Mi siguiente crítica tiene que ver con lo que el libro tiene de comentario social. La ciudad de los minotauros busca convertir un relato etnográfico en un mensaje conscienciado. Para mí eso es un problema. En verdad no podemos dejar que nuestro indignado columnista interior se meta en nuestra libro y colonice el cerebro de nuestro personaje. Es algo que se puede hacer muy hasta cierto punto; pero pasado ese punto nuestra posición y nuestra crítica (por ejemplo, al racismo o al machismo) empiezan a devorar, anticlimáticamente, la ficción. Como yo lo veo, la literatura y la ciudadanía son extremadamente difíciles de mezclar.
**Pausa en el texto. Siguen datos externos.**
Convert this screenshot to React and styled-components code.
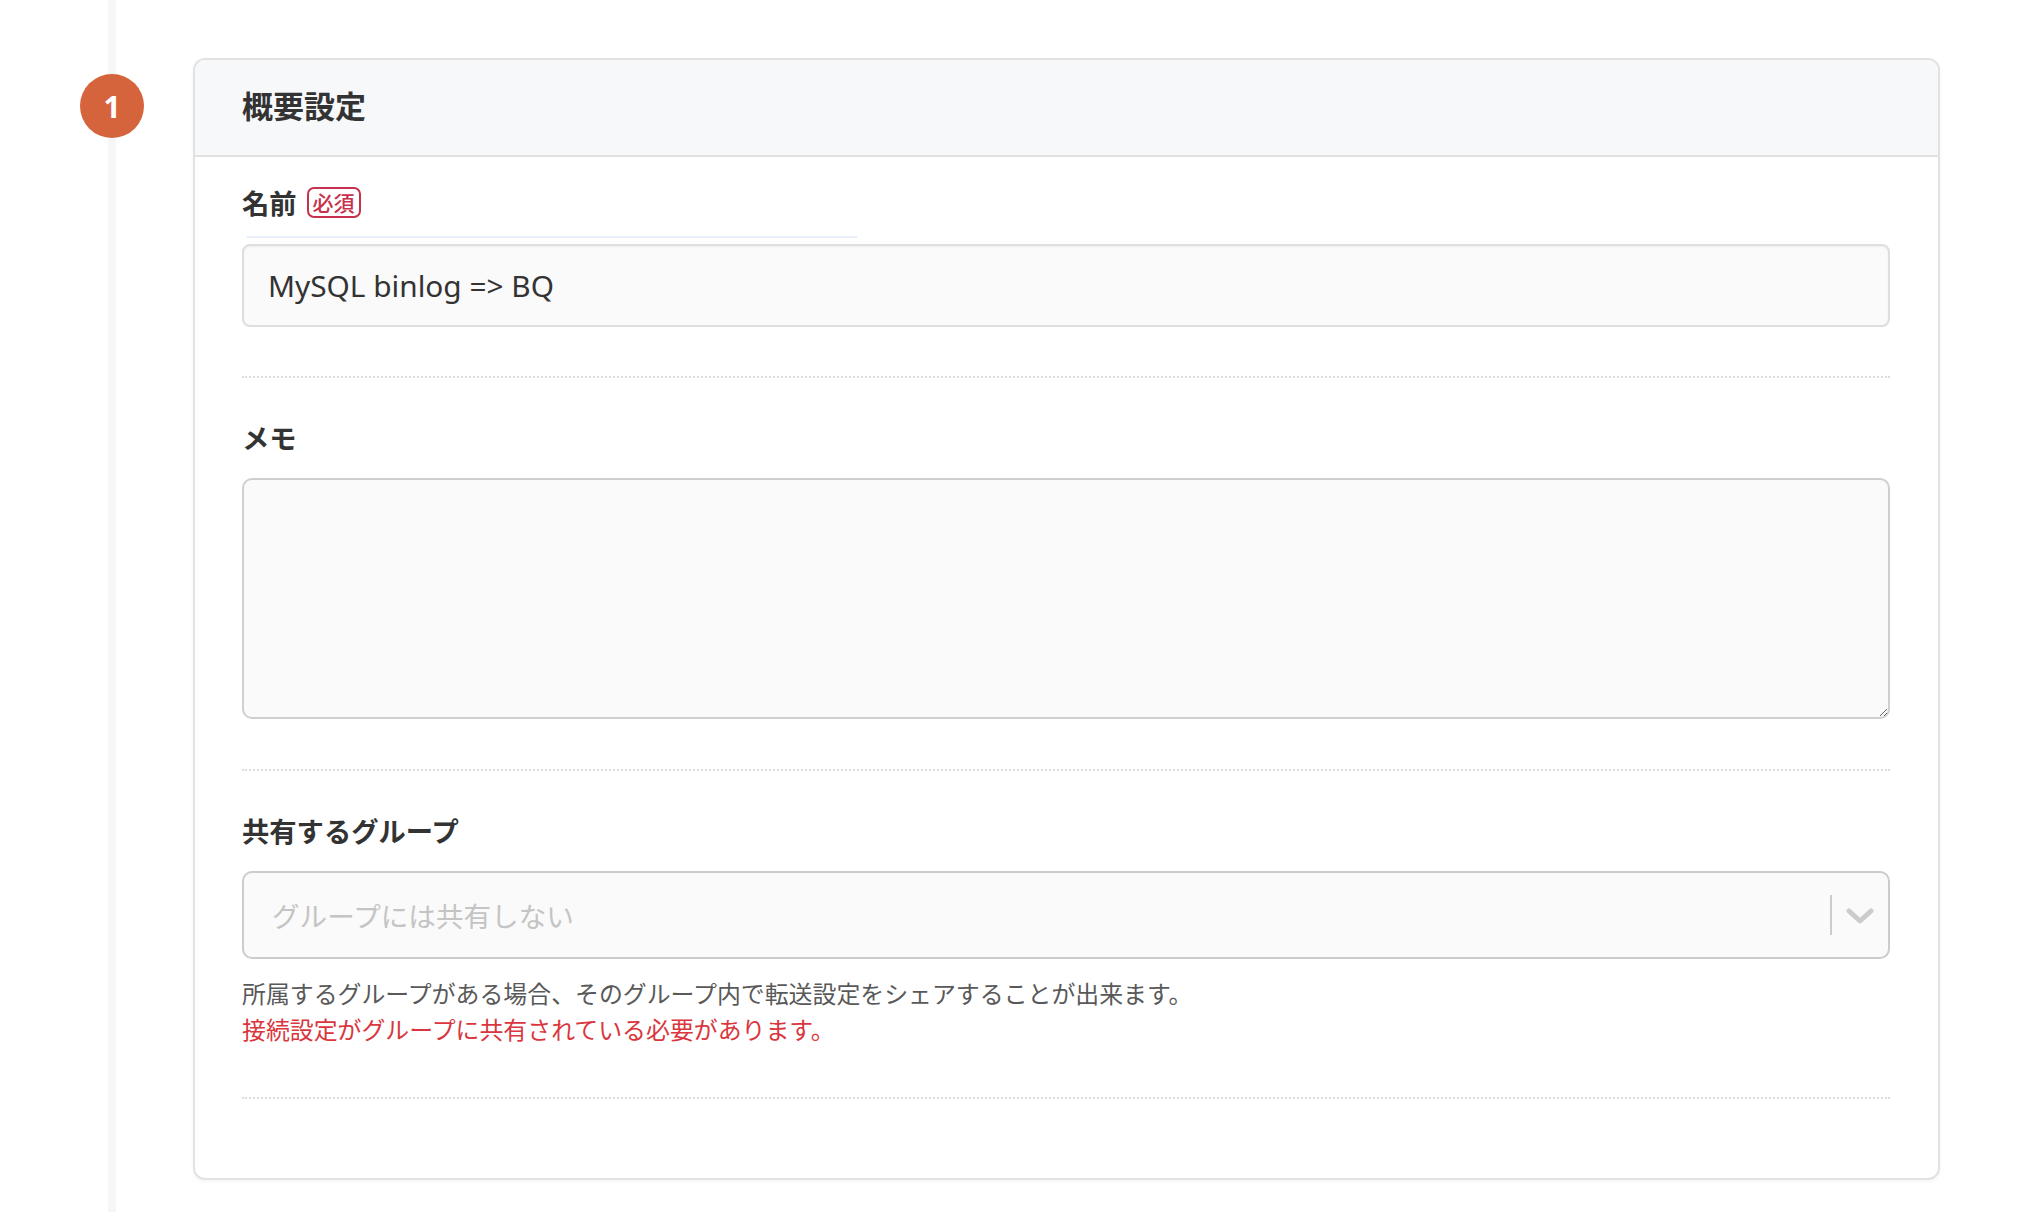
import React from 'react';
import styled, { createGlobalStyle } from 'styled-components';

const GlobalStyle = createGlobalStyle`
  html, body {
    margin: 0;
    padding: 0;
    background: #ffffff;
  }
  body {
    font-family: "Noto Sans CJK JP", "Noto Sans", sans-serif;
    color: #333333;
  }
  * {
    box-sizing: border-box;
  }
`;

const Page = styled.div`
  display: flex;
  min-height: 100vh;
  padding-right: 90px;
`;

const Rail = styled.div`
  flex: 0 0 193px;
  background: linear-gradient(
    to right,
    transparent 108px,
    #f6f6f6 108px,
    #f6f6f6 116px,
    transparent 116px
  );
`;

const StepBadge = styled.div`
  width: 64px;
  height: 64px;
  margin: 74px 0 0 80px;
  border-radius: 50%;
  background: #d5633c;
  color: #ffffff;
  display: flex;
  align-items: center;
  justify-content: center;
  font-family: "Noto Sans", sans-serif;
  font-size: 30px;
  font-weight: 700;
`;

const Card = styled.section`
  flex: 1;
  align-self: flex-start;
  margin-top: 58px;
  border: 2px solid #e2e2e2;
  border-radius: 12px;
  background: #ffffff;
  box-shadow: 0 2px 4px rgba(0, 0, 0, 0.04);
  overflow: hidden;
`;

const CardHeader = styled.header`
  height: 97px;
  display: flex;
  align-items: center;
  padding: 0 47px 6px;
  background: #f7f8fa;
  border-bottom: 2px solid #e2e2e2;
`;

const CardTitle = styled.h2`
  margin: 0;
  font-size: 31px;
  font-weight: 700;
  color: #333333;
`;

const CardBody = styled.div`
  padding: 0 48px 79px 47px;
`;

const Group = styled.div`
  padding-top: ${(p) => p.$top}px;
  padding-bottom: ${(p) => p.$bottom}px;
  border-bottom: 2px dotted #dddddd;
`;

const LabelRow = styled.div`
  display: flex;
  align-items: center;
  gap: 10px;
  height: 40px;
  padding-bottom: 4px;
  margin-bottom: ${(p) => p.$gap || 0}px;
`;

const Label = styled.label`
  font-size: 27.3px;
  font-weight: 700;
  color: #333333;
`;

const Required = styled.span`
  display: inline-flex;
  align-items: center;
  justify-content: center;
  height: 31px;
  padding: 0 4px;
  border: 2px solid #c7314d;
  border-radius: 7px;
  color: #c7314d;
  font-size: 21px;
  font-weight: 500;
  line-height: 1;
`;

const FocusTrace = styled.div`
  width: 610px;
  height: 2px;
  margin: 12px 0 6px 5px;
  background: #e9eff8;
`;

const TextInput = styled.input`
  display: block;
  width: 100%;
  height: 83px;
  padding: 0 24px;
  border: 2px solid #dedede;
  border-radius: 8px;
  background: #fafafa;
  box-shadow: inset 0 1px 2px rgba(0, 0, 0, 0.05);
  font-family: "Noto Sans", "Noto Sans CJK JP", sans-serif;
  font-size: 29.8px;
  color: #333333;
  outline: none;
`;

const Memo = styled.textarea`
  display: block;
  width: 100%;
  height: 241px;
  padding: 20px 24px;
  border: 2px solid #cfcfcf;
  border-radius: 10px;
  background: #fafafa;
  font-family: "Noto Sans CJK JP", sans-serif;
  font-size: 28.6px;
  color: #333333;
  outline: none;
  resize: vertical;
`;

const SelectBox = styled.div`
  display: flex;
  align-items: center;
  height: 88px;
  padding-left: 28px;
  border: 2px solid #cccccc;
  border-radius: 10px;
  background: #fafafa;
`;

const Placeholder = styled.span`
  flex: 1;
  font-size: 27.6px;
  color: #c4c4c4;
`;

const Indicator = styled.div`
  display: flex;
  align-items: center;
  height: 100%;
`;

const Divider = styled.span`
  width: 2px;
  height: 40px;
  background: #cccccc;
`;

const ChevronWrap = styled.span`
  display: flex;
  align-items: center;
  justify-content: center;
  width: 56px;
  height: 100%;
  padding-top: 2px;
  color: #cccccc;
`;

const Help = styled.div`
  margin-top: 16px;
  font-size: 23.9px;
  line-height: 36px;
`;

const HelpLine = styled.p`
  margin: 0;
  color: ${(p) => (p.$error ? '#d9363e' : '#595959')};
`;

const Chevron = () => (
  <svg width="28" height="18" viewBox="0 0 28 18" fill="none">
    <polyline
      points="3,4 14,14 25,4"
      stroke="currentColor"
      strokeWidth="5"
      strokeLinecap="round"
      strokeLinejoin="round"
    />
  </svg>
);

const App = () => {
  return (
    <>
      <GlobalStyle />
      <Page>
        <Rail>
          <StepBadge>1</StepBadge>
        </Rail>
        <Card>
          <CardHeader>
            <CardTitle>概要設定</CardTitle>
          </CardHeader>
          <CardBody>
            <Group $top={27} $bottom={49}>
              <LabelRow>
                <Label>名前</Label>
                <Required>必須</Required>
              </LabelRow>
              <FocusTrace />
              <TextInput defaultValue="MySQL binlog => BQ" />
            </Group>
            <Group $top={41} $bottom={50}>
              <LabelRow $gap={19}>
                <Label>メモ</Label>
              </LabelRow>
              <Memo />
            </Group>
            <Group $top={41} $bottom={50}>
              <LabelRow $gap={19}>
                <Label>共有するグループ</Label>
              </LabelRow>
              <SelectBox>
                <Placeholder>グループには共有しない</Placeholder>
                <Indicator>
                  <Divider />
                  <ChevronWrap>
                    <Chevron />
                  </ChevronWrap>
                </Indicator>
              </SelectBox>
              <Help>
                <HelpLine>
                  所属するグループがある場合、そのグループ内で転送設定をシェアすることが出来ます。
                </HelpLine>
                <HelpLine $error>接続設定がグループに共有されている必要があります。</HelpLine>
              </Help>
            </Group>
          </CardBody>
        </Card>
      </Page>
    </>
  );
};

export default App;
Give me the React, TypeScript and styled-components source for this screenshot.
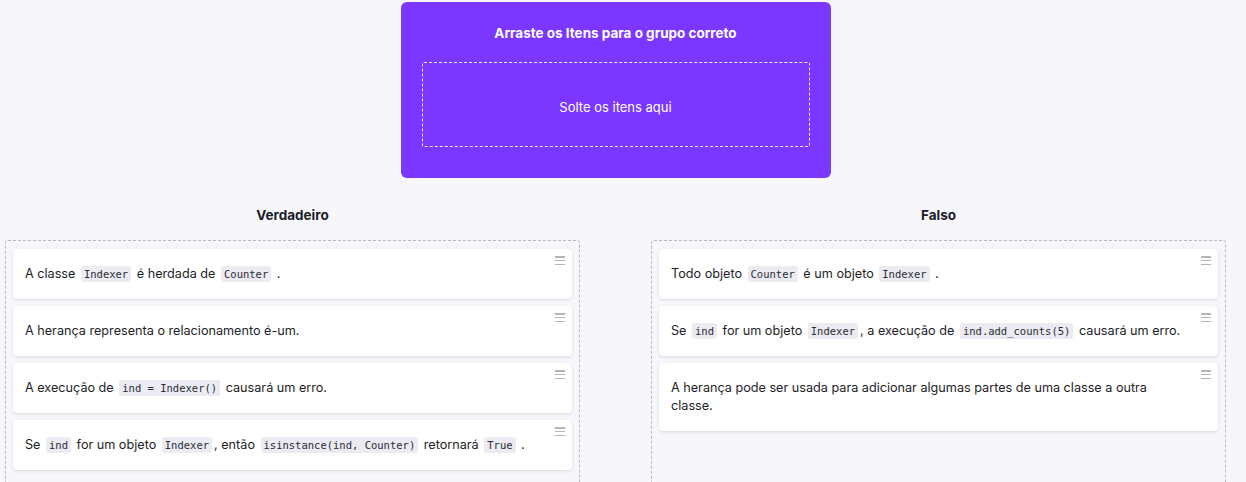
import React from "react";
import styled, { createGlobalStyle } from "styled-components";

const Global = createGlobalStyle`
  html, body { margin: 0; padding: 0; background: #f7f7fb; }
  body { font-family: Inter, "Noto Sans", sans-serif; color: #1d1e26; }
`;

const Page = styled.div`
  width: 1221px;
  margin-left: 5px;
  padding-top: 2px;
  display: flex;
  flex-direction: column;
  align-items: center;
`;

const DropPanel = styled.div`
  width: 430px;
  height: 176px;
  box-sizing: border-box;
  background: #7b36ff;
  border-radius: 6px;
  padding: 23px 21px 31px;
  display: flex;
  flex-direction: column;
  align-items: center;
  color: #fff;
`;

const PanelTitle = styled.div`
  font-size: 13.5px;
  font-weight: 700;
  line-height: 16px;
  height: 37px;
`;

const DropZone = styled.div`
  flex: 1;
  align-self: stretch;
  border: 1px dashed rgba(255, 255, 255, 0.9);
  border-radius: 2px;
  padding-top: 4px;
  display: flex;
  align-items: center;
  justify-content: center;
  font-size: 13px;
`;

const Columns = styled.div`
  align-self: stretch;
  display: grid;
  grid-template-columns: 575px 575px;
  column-gap: 71px;
  margin-top: 29px;
`;

const Column = styled.div`
  display: flex;
  flex-direction: column;
`;

const Heading = styled.div`
  text-align: center;
  font-size: 13.5px;
  font-weight: 700;
  line-height: 16px;
  color: #1b1c28;
  margin-bottom: 17px;
`;

const Bucket = styled.div`
  border: 1px dashed #b9b9c2;
  border-radius: 3px;
  padding: 8px 7px 8px 7px;
  min-height: 240px;
  display: flex;
  flex-direction: column;
  gap: 7px;
`;

const Card = styled.div`
  position: relative;
  background: #fff;
  border-radius: 4px;
  box-shadow: 0 1px 3px rgba(20, 20, 50, 0.14);
  padding: 16px 28px 16px 12px;
  font-size: 12.65px;
  line-height: 18px;
`;

const Handle = styled.span`
  position: absolute;
  top: 7px;
  right: 7px;
  width: 10px;
  height: 9px;
  display: flex;
  flex-direction: column;
  justify-content: space-between;
  & > i {
    display: block;
    height: 1.5px;
    background: #b4b4bd;
  }
`;

const Code = styled.code`
  font-family: "DejaVu Sans Mono", "Liberation Mono", monospace;
  font-size: 10.5px;
  background: #ebebf1;
  border-radius: 3px;
  padding: 2px 3px;
  margin: 0 2px;
  color: #2a2b36;
`;

type Part = string | { c: string };
const c = (s: string) => ({ c: s });

const left: Part[][] = [
  ["A classe ", c("Indexer"), " é herdada de ", c("Counter"), " ."],
  ["A herança representa o relacionamento é-um."],
  ["A execução de ", c("ind = Indexer()"), " causará um erro."],
  ["Se ", c("ind"), " for um objeto ", c("Indexer"), ", então ", c("isinstance(ind, Counter)"), " retornará ", c("True"), " ."],
];

const right: Part[][] = [
  ["Todo objeto ", c("Counter"), " é um objeto ", c("Indexer"), " ."],
  ["Se ", c("ind"), " for um objeto ", c("Indexer"), ", a execução de ", c("ind.add_counts(5)"), " causará um erro."],
  ["A herança pode ser usada para adicionar algumas partes de uma classe a outra classe."],
];

const Item = ({ parts }: { parts: Part[] }) => (
  <Card>
    {parts.map((p, i) => (typeof p === "string" ? <React.Fragment key={i}>{p}</React.Fragment> : <Code key={i}>{p.c}</Code>))}
    <Handle><i /><i /><i /></Handle>
  </Card>
);

export default function App() {
  return (
    <>
      <Global />
      <Page>
        <DropPanel>
          <PanelTitle>Arraste os Itens para o grupo correto</PanelTitle>
          <DropZone>Solte os itens aqui</DropZone>
        </DropPanel>
        <Columns>
          <Column>
            <Heading>Verdadeiro</Heading>
            <Bucket>{left.map((p, i) => <Item key={i} parts={p} />)}</Bucket>
          </Column>
          <Column>
            <Heading>Falso</Heading>
            <Bucket>{right.map((p, i) => <Item key={i} parts={p} />)}</Bucket>
          </Column>
        </Columns>
      </Page>
    </>
  );
}
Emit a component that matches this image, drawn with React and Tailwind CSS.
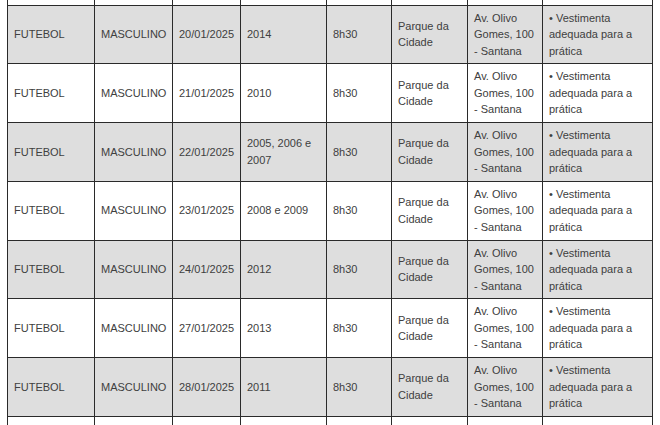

Tanto la novela social como la moral demandan competencias muy especiales, de otro modo se van volviendo explicativas y emplazadas. Lo étnico, cuando busca un programa, se torna formulaico. Se ha visto en innumerables novelas guatemaltecas que, en su exigencia de historia, identidad, pluralismo, extravían una dosis escandalosa de poesía y acción narrativa.
           
No puedo evitar pensar por demás que sin todo esta glosa social que va atravesando el libro, impuesto por la autora, el personaje Felipe hubiese brotado más entrañudo, más decadente, más luciferino y más interesante.
           
No todo el problema se lo quiero endilgar a la autora. Es decir: creo que La ciudad de los minotauros se hubiese beneficiado de un trabajo editorial más agresivo. Todo tiene que ver con el corte, a mi forma de verlo.
           
El editor deberá tener una espada, una lógica, y es la lógica menos-es-más. Es mi opinión que la novela hubiese quedado mejor con la mitad de páginas, que hubiera funcionado mejor como nouvelle o cuento largo. Todo ese trabajo –ya retirado, ya tácito– le hubiera dado mucha fuerza a la historia y a la psicología de la historia, en lugar de quitársela. Vamos, no estamos diciendo nada que Flaubert o Hemingway no hayan dicho antes.
           
Mi última crítica tiene que ver con Nueva York. Lo diré directamente: ¿no merecía Nueva York un homenaje más místico, más proteico, más avanzado y visionario? Uno piensa en la producción literaria que hay detrás de ella. Uno piensa en todos esos autores (de Lorca a Beigbeder, de Céline a José Hierro, de Ginsberg a De Lillo, so on) que supieron hacerla mugir, y de inmediato reivindica una exigencia... una exigencia newyorquina. Escribir algo basado en NY es un reto enorme, que demanda devoción y sobre todo demanda lenguaje. Pareciera ser que esa misma fuerza centrífuga (yo agregaría: minotáurica) de la cual nos hablaba Baudrillard, y que nos dificulta amar en la ciudad incansable, también dificulta escribir en, sobre y de ella.